▶ [Aim] Restate all the material verbatim, except for the pictures.

================================

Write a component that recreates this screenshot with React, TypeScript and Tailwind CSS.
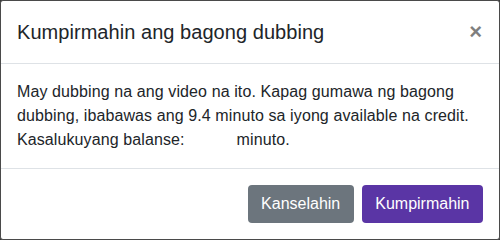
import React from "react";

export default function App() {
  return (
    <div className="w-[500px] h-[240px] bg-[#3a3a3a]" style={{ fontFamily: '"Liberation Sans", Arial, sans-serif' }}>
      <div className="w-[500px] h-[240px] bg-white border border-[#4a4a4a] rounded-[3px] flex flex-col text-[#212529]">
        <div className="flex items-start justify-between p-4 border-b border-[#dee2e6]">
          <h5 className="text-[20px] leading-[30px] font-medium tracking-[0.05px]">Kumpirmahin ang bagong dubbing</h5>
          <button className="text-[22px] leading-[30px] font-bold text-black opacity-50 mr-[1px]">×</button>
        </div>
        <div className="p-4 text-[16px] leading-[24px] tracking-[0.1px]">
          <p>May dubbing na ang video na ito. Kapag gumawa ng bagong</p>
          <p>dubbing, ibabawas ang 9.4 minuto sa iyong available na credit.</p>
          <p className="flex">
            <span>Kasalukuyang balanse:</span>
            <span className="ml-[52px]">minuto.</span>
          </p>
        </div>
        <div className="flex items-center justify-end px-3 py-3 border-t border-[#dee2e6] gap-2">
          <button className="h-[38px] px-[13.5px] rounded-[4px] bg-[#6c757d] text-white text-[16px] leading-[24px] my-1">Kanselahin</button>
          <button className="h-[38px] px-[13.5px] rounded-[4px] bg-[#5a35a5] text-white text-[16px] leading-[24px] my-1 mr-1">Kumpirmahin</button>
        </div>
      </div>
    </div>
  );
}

================================

▶ [Finished exercise]
Write a component that recreates this screenshot with React, TypeScript and Tailwind CSS.
import React from "react";

export default function App() {
  return (
    <div className="w-[500px] h-[240px] bg-[#3a3a3a]" style={{ fontFamily: '"Liberation Sans", Arial, sans-serif' }}>
      <div className="w-[500px] h-[240px] bg-white border border-[#4a4a4a] rounded-[3px] flex flex-col text-[#212529]">
        <div className="flex items-start justify-between p-4 border-b border-[#dee2e6]">
          <h5 className="text-[20px] leading-[30px] font-medium tracking-[0.05px]">Kumpirmahin ang bagong dubbing</h5>
          <button className="text-[22px] leading-[30px] font-bold text-black opacity-50 mr-[1px]">×</button>
        </div>
        <div className="p-4 text-[16px] leading-[24px] tracking-[0.1px]">
          <p>May dubbing na ang video na ito. Kapag gumawa ng bagong</p>
          <p>dubbing, ibabawas ang 9.4 minuto sa iyong available na credit.</p>
          <p className="flex">
            <span>Kasalukuyang balanse:</span>
            <span className="ml-[52px]">minuto.</span>
          </p>
        </div>
        <div className="flex items-center justify-end px-3 py-3 border-t border-[#dee2e6] gap-2">
          <button className="h-[38px] px-[13.5px] rounded-[4px] bg-[#6c757d] text-white text-[16px] leading-[24px] my-1">Kanselahin</button>
          <button className="h-[38px] px-[13.5px] rounded-[4px] bg-[#5a35a5] text-white text-[16px] leading-[24px] my-1 mr-1">Kumpirmahin</button>
        </div>
      </div>
    </div>
  );
}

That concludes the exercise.